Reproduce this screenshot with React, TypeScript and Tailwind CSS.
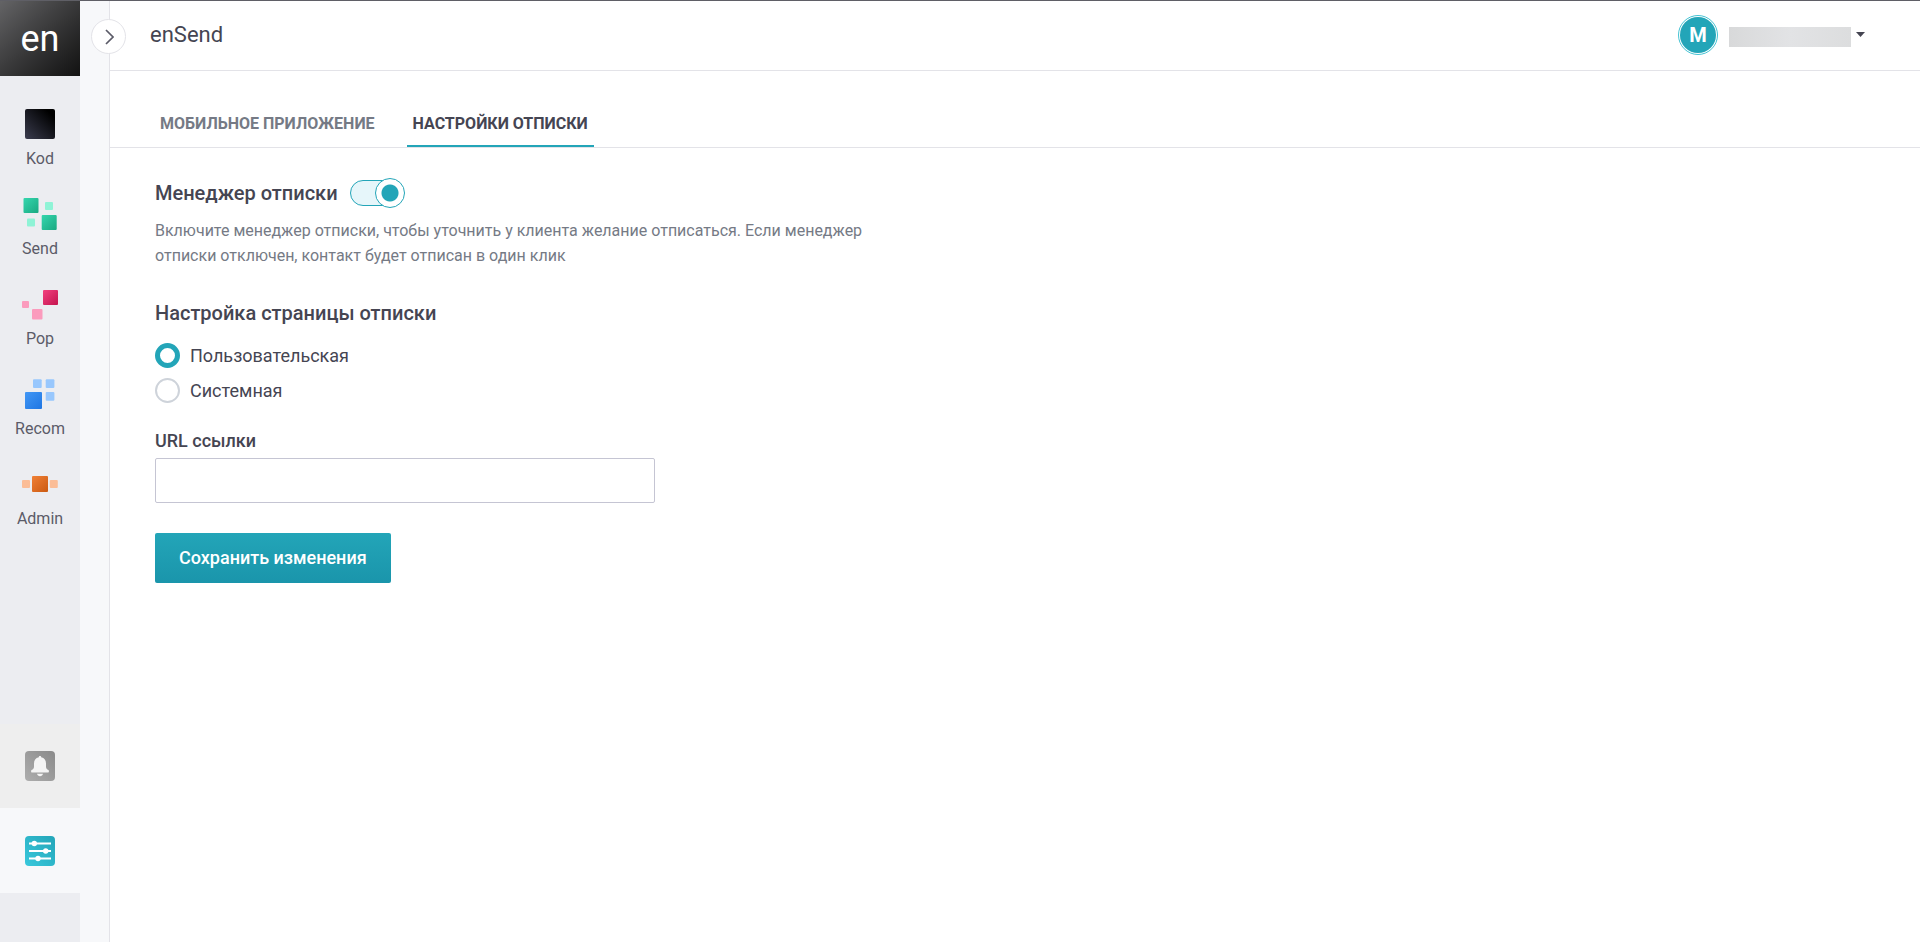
import React, { useState } from 'react';
import clsx from 'clsx';

type Square = { x: number; y: number; size: number; fill: string };
type Product = { name: string; from: string; to: string; squares: Square[] };

// squares with fill "main" use the product gradient
const products: Product[] = [
  {
    name: 'Kod',
    from: '#3a3c4e',
    to: '#000000',
    squares: [{ x: 5, y: 3, size: 30, fill: 'main' }],
  },
  {
    name: 'Send',
    from: '#35d6ae',
    to: '#19a981',
    squares: [
      { x: 3.5, y: 2, size: 15, fill: 'main' },
      { x: 25, y: 6, size: 8, fill: '#8ff3d6' },
      { x: 7, y: 22.5, size: 8, fill: '#8ff3d6' },
      { x: 21.7, y: 19, size: 15, fill: 'main' },
    ],
  },
  {
    name: 'Pop',
    from: '#f2417f',
    to: '#c4144f',
    squares: [
      { x: 23, y: 4, size: 15, fill: 'main' },
      { x: 2, y: 15, size: 7, fill: '#fb9bbd' },
      { x: 12, y: 23, size: 10.5, fill: '#fb9bbd' },
    ],
  },
  {
    name: 'Recom',
    from: '#4297f5',
    to: '#1f76e3',
    squares: [
      { x: 13, y: 3.3, size: 8.7, fill: '#98c7fd' },
      { x: 25.7, y: 3.3, size: 8.7, fill: '#98c7fd' },
      { x: 25.7, y: 16, size: 8.7, fill: '#98c7fd' },
      { x: 5, y: 16, size: 17, fill: 'main' },
    ],
  },
  {
    name: 'Admin',
    from: '#f08036',
    to: '#cb5a12',
    squares: [
      { x: 2, y: 14, size: 8, fill: '#fbbd97' },
      { x: 12, y: 10, size: 16, fill: 'main' },
      { x: 29.8, y: 14, size: 8, fill: '#fbbd97' },
    ],
  },
];

const tabs = ['Мобильное приложение', 'Настройки отписки'];

const pageTypes = [
  { id: 'custom', label: 'Пользовательская' },
  { id: 'system', label: 'Системная' },
];

function ProductIcon({ product }: { product: Product }) {
  const id = `grad-${product.name}`;
  const dark = product.name === 'Kod';

  return (
    <svg className="h-9 w-10" viewBox="0 0 40 36" aria-hidden="true">
      <defs>
        <linearGradient id={id} x1="0" y1={dark ? '1' : '0'} x2="1" y2={dark ? '0' : '1'}>
          <stop offset="0" stopColor={product.from} />
          <stop offset={dark ? '0.85' : '1'} stopColor={product.to} />
        </linearGradient>
      </defs>
      {product.squares.map((s) => (
        <rect
          key={`${s.x}-${s.y}`}
          x={s.x}
          y={s.y}
          width={s.size}
          height={s.size}
          rx={dark ? 2 : 1}
          fill={s.fill === 'main' ? `url(#${id})` : s.fill}
        />
      ))}
    </svg>
  );
}

function BellIcon() {
  return (
    <svg className="size-[30px]" viewBox="0 0 30 30" aria-hidden="true">
      <defs>
        <linearGradient id="grad-bell" x1="0" y1="1" x2="1" y2="0">
          <stop offset="0" stopColor="#adadad" />
          <stop offset="1" stopColor="#8a8a8a" />
        </linearGradient>
      </defs>
      <rect width="30" height="30" rx="4" fill="url(#grad-bell)" />
      <path
        d="M15 5c.8 0 1.2.5 1.2 1.2 3.3.7 4.8 3.2 4.8 6.3v3.3c0 1.5.9 2.5 2.4 3.3.9.5.6 2.4-.5 2.4H7.1c-1.1 0-1.4-1.9-.5-2.4C8.1 18.3 9 17.3 9 15.8v-3.3c0-3.1 1.5-5.6 4.8-6.3C13.8 5.5 14.2 5 15 5z"
        fill="#f4f4f4"
      />
      <path d="M12 22.7h6c-.3 1.4-1.5 2.5-3 2.5s-2.7-1.1-3-2.5z" fill="#f4f4f4" />
    </svg>
  );
}

function SlidersIcon() {
  return (
    <svg className="size-[30px]" viewBox="0 0 30 30" aria-hidden="true">
      <defs>
        <linearGradient id="grad-sliders" x1="0" y1="1" x2="1" y2="0">
          <stop offset="0" stopColor="#39c8dc" />
          <stop offset="1" stopColor="#23a5b8" />
        </linearGradient>
      </defs>
      <rect width="30" height="30" rx="4" fill="url(#grad-sliders)" />
      <path d="M4 7.5h22M4 15h22M4 22.5h22" stroke="#fff" strokeWidth="1.8" />
      <circle cx="9.3" cy="7.5" r="2.7" fill="#fff" />
      <circle cx="20.7" cy="15" r="2.7" fill="#fff" />
      <circle cx="13" cy="22.5" r="2.7" fill="#fff" />
    </svg>
  );
}

function Sidebar() {
  return (
    <aside className="flex w-20 shrink-0 flex-col bg-[#ecedf1]">
      <a
        href="#"
        className="flex h-[75px] items-center justify-center bg-linear-to-br from-[#646466] to-[#121212] text-[36px] leading-none text-white"
      >
        en
      </a>

      <nav className="mt-[30px] flex flex-col gap-[25px]">
        {products.map((product) => (
          <a key={product.name} href="#" className="flex flex-col items-center gap-[5px]">
            <ProductIcon product={product} />
            <span className="text-base text-[#5b5b68]">{product.name}</span>
          </a>
        ))}
      </nav>

      <div className="mt-auto mb-[49px] flex flex-col">
        <button type="button" aria-label="Уведомления" className="flex h-[84px] items-center justify-center bg-[#eeeeee]">
          <BellIcon />
        </button>
        <button type="button" aria-label="Настройки" className="flex h-[85px] items-center justify-center bg-[#f7f8fa]">
          <SlidersIcon />
        </button>
      </div>
    </aside>
  );
}

function Header() {
  return (
    <header className="flex h-[70px] items-center justify-between border-b border-[#e3e3e8] pr-[55px] pb-0.5 pl-10">
      <h1 className="text-[22px] leading-8 text-[#454552]">enSend</h1>
      <button type="button" aria-label="Профиль" className="flex items-center">
        <span className="flex size-10 items-center justify-center rounded-full border border-[#45c3d3] p-px">
          <span className="flex size-9 items-center justify-center rounded-full bg-[#23a5b8] text-xl font-bold text-white">
            M
          </span>
        </span>
        <span className="mt-1 ml-[11px] h-5 w-[122px] bg-linear-to-r from-[#d8d9da] via-[#e2e3e5] to-[#dcddde]" />
        <svg className="ml-[5px] h-[5px] w-[9px]" viewBox="0 0 9 5" aria-hidden="true">
          <path d="M0 0h9L4.5 5z" fill="#454552" />
        </svg>
      </button>
    </header>
  );
}

export default function App() {
  const [activeTab, setActiveTab] = useState(1);
  const [enabled, setEnabled] = useState(true);
  const [pageType, setPageType] = useState('custom');
  const [url, setUrl] = useState('');

  return (
    <div className="flex min-h-screen border-t border-[#5f5f66] bg-white font-[Roboto,sans-serif] text-[#454552]">
      <Sidebar />

      <div className="relative w-[30px] shrink-0 border-r border-[#e3e3e8] bg-[#f7f8fa]">
        <button
          type="button"
          aria-label="Развернуть меню"
          className="absolute top-[18px] left-[11px] flex size-[35px] items-center justify-center rounded-full border border-[#e3e3e8] bg-white"
        >
          <svg className="ml-0.5 h-4 w-[9px]" viewBox="0 0 9 16" fill="none" aria-hidden="true">
            <path d="M1 1l7 7-7 7" stroke="#5b5b68" strokeWidth="1.7" />
          </svg>
        </button>
      </div>

      <main className="min-w-0 flex-1">
        <Header />

        <div role="tablist" className="flex gap-[26px] border-b border-[#e3e3e8] pt-7 pl-11">
          {tabs.map((tab, i) => (
            <button
              key={tab}
              type="button"
              role="tab"
              aria-selected={activeTab === i}
              onClick={() => setActiveTab(i)}
              className={clsx(
                'h-12 border-b-2 px-1.5 pt-1 text-base font-bold uppercase',
                activeTab === i ? 'border-[#23a5b8] text-[#454552]' : 'border-transparent text-[#757a85]'
              )}
            >
              {tab}
            </button>
          ))}
        </div>

        <form className="flex flex-col items-start px-[45px] pt-[30px]" onSubmit={(e) => e.preventDefault()}>
          <div className="flex items-center gap-3">
            <label htmlFor="manager" className="text-xl font-medium">
              Менеджер отписки
            </label>
            <input
              id="manager"
              type="checkbox"
              role="switch"
              checked={enabled}
              onChange={(e) => setEnabled(e.target.checked)}
              className="relative h-[30px] w-[55px] cursor-pointer appearance-none before:absolute before:top-0.5 before:left-0 before:h-[26px] before:w-[52px] before:rounded-full before:border before:border-[#23a5b8] before:bg-[#e6f6fa] after:absolute after:top-0 after:left-0 after:size-[30px] after:rounded-full after:border after:border-[#23a5b8] after:bg-[radial-gradient(circle,#23a5b8_8px,#ffffff_9px)] checked:after:left-[25px]"
            />
          </div>
          <p className="mt-2.5 max-w-[725px] text-base leading-[25px] text-[#757a85]">
            Включите менеджер отписки, чтобы уточнить у клиента желание отписаться. Если менеджер отписки отключен,
            контакт будет отписан в один клик
          </p>

          <fieldset className="mt-[30px]">
            <legend className="text-xl leading-[30px] font-medium">Настройка страницы отписки</legend>
            <div className="mt-[15px] flex flex-col gap-2.5">
              {pageTypes.map((type) => (
                <label key={type.id} className="flex h-[25px] cursor-pointer items-center gap-2.5 text-lg">
                  <input
                    type="radio"
                    name="page-type"
                    value={type.id}
                    checked={pageType === type.id}
                    onChange={() => setPageType(type.id)}
                    className="size-[25px] appearance-none rounded-full border-2 border-[#ced3da] checked:border-5 checked:border-[#23a5b8]"
                  />
                  {type.label}
                </label>
              ))}
            </div>
          </fieldset>

          <label htmlFor="url" className="mt-6 text-lg font-medium">
            URL ссылки
          </label>
          <input
            id="url"
            type="text"
            value={url}
            onChange={(e) => setUrl(e.target.value)}
            className="mt-[3px] h-[45px] w-full max-w-[500px] rounded-xs border border-[#c5c5d3] px-3 text-lg"
          />

          <button
            type="submit"
            className="mt-[30px] h-[50px] rounded-xs bg-linear-to-b from-[#23a5b8] to-[#1a95ab] px-6 text-lg font-medium text-white"
          >
            Сохранить изменения
          </button>
        </form>
      </main>
    </div>
  );
}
•••
What to work on:
The lines from the top of the data above through the one holding "string; from: string;" are to be repeated exactly, and only those, with no pictures.

Final result:
Reproduce this screenshot with React, TypeScript and Tailwind CSS.
import React, { useState } from 'react';
import clsx from 'clsx';

type Square = { x: number; y: number; size: number; fill: string };
type Product = { name: string; from: string; to: string; squares: Square[] };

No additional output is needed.